§ What is being asked
Return all lines where the word "index" can be found.

^^^^^^^^

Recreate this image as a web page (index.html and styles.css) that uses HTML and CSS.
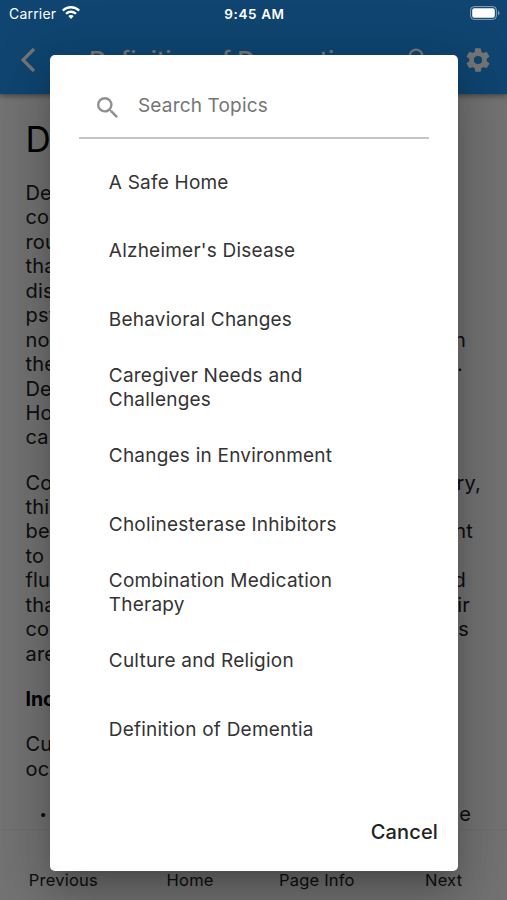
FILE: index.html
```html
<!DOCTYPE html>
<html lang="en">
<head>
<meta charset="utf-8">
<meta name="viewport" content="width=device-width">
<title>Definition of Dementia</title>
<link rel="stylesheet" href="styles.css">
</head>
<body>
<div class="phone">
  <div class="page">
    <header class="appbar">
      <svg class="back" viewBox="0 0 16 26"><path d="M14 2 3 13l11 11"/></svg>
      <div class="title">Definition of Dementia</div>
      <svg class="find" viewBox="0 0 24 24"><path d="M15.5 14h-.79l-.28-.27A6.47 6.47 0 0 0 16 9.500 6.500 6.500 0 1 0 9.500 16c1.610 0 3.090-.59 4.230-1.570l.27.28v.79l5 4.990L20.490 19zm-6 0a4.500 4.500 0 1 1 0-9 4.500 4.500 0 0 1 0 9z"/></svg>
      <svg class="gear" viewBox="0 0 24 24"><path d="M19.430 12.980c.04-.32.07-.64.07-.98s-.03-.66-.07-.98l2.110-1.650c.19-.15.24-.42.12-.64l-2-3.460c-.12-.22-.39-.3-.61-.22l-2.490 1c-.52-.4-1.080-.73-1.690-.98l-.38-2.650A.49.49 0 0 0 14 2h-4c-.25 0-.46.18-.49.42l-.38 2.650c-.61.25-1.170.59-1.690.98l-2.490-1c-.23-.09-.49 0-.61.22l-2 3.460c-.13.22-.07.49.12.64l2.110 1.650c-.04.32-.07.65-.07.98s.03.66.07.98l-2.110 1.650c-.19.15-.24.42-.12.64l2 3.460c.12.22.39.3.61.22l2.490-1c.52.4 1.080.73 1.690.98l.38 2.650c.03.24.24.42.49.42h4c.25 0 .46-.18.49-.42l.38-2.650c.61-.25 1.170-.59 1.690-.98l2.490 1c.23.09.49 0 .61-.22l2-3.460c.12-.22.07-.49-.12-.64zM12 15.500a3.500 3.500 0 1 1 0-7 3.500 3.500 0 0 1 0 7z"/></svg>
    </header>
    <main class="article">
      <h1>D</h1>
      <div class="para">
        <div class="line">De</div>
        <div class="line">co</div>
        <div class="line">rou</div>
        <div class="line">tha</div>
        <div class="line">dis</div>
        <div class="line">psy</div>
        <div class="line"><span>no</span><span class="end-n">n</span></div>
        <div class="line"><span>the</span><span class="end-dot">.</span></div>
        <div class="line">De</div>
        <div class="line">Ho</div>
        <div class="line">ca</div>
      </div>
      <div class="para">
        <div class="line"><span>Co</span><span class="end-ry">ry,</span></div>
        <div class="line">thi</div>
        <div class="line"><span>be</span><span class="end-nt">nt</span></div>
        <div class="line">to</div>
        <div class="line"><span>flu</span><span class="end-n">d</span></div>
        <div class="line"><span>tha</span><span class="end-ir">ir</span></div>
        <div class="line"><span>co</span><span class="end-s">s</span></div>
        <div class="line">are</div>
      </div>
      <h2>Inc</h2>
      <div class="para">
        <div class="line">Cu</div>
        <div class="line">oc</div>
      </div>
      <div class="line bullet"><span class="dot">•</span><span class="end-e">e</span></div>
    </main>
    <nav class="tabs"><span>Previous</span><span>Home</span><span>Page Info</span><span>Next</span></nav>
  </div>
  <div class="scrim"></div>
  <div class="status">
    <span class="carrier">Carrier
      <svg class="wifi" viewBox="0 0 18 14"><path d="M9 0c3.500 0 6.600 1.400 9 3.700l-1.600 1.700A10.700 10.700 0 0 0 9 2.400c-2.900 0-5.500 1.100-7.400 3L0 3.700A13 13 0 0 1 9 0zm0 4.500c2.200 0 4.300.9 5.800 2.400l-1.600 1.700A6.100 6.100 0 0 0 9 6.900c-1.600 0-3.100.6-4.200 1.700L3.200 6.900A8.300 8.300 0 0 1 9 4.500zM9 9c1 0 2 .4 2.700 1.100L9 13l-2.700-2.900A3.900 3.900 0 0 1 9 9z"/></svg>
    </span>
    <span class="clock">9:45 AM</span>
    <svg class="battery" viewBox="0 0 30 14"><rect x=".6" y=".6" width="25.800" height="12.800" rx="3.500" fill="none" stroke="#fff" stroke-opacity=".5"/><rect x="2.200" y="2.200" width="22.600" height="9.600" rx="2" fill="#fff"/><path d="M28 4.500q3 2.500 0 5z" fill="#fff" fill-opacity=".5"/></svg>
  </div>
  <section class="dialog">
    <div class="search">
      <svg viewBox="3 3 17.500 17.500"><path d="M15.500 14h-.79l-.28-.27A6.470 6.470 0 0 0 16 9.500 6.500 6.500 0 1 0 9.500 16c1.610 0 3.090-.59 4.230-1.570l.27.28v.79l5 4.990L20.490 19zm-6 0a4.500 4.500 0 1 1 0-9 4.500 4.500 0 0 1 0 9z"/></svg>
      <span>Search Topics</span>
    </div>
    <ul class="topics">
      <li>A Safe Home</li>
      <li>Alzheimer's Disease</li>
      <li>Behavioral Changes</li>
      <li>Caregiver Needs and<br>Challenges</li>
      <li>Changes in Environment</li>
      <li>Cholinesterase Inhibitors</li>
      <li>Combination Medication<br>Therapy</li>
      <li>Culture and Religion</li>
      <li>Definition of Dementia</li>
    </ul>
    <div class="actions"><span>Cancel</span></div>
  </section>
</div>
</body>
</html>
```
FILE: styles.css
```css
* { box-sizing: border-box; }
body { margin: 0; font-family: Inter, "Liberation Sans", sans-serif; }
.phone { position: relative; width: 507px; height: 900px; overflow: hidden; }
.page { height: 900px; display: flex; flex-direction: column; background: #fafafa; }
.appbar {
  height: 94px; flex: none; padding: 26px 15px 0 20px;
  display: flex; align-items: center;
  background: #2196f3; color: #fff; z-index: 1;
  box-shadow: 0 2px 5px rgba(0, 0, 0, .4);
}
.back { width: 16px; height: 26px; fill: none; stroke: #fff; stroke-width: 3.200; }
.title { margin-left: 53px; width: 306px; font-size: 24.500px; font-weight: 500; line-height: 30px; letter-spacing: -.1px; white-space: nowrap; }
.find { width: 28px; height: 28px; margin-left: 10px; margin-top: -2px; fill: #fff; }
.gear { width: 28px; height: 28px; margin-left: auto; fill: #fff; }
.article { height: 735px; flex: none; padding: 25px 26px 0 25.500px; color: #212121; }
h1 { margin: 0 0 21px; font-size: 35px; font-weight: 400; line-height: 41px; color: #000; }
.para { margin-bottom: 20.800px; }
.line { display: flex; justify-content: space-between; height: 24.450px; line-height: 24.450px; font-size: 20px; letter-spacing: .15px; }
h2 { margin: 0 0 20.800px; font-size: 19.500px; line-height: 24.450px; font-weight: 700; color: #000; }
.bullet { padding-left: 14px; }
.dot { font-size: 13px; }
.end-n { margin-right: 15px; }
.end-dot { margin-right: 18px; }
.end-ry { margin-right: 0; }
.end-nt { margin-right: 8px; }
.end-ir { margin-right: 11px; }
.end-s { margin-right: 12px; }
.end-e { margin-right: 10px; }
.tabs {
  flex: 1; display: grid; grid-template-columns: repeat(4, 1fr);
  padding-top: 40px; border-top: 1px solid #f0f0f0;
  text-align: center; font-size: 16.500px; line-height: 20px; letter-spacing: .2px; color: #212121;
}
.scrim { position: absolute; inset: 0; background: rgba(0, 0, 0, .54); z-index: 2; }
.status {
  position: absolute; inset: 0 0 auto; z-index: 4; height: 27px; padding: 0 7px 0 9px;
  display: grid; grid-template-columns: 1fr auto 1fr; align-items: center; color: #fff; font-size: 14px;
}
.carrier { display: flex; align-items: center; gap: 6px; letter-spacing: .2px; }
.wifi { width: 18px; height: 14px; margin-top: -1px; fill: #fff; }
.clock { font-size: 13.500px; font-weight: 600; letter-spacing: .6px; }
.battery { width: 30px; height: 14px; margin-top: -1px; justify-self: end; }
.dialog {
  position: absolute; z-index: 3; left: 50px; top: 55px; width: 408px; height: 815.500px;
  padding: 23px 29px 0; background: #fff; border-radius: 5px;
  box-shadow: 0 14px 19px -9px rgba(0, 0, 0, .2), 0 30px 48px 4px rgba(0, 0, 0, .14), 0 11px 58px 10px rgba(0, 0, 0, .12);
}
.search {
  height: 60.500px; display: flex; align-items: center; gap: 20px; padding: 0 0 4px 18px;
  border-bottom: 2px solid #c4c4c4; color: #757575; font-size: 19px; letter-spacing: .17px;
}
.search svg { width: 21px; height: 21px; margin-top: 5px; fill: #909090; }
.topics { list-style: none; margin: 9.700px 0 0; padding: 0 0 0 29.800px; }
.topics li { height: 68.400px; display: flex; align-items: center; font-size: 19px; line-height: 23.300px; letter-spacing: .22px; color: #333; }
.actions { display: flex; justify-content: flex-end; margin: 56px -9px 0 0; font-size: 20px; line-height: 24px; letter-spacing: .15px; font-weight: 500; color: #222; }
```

^^^^^^^^

§ Exercise solution
Recreate this image as a web page (index.html and styles.css) that uses HTML and CSS.
FILE: index.html
  background: #2196f3; color: #fff; z-index: 1;
.scrim { position: absolute; inset: 0; background: rgba(0, 0, 0, .54); z-index: 2; }
  position: absolute; inset: 0 0 auto; z-index: 4; height: 27px; padding: 0 7px 0 9px;
  position: absolute; z-index: 3; left: 50px; top: 55px; width: 408px; height: 815.500px;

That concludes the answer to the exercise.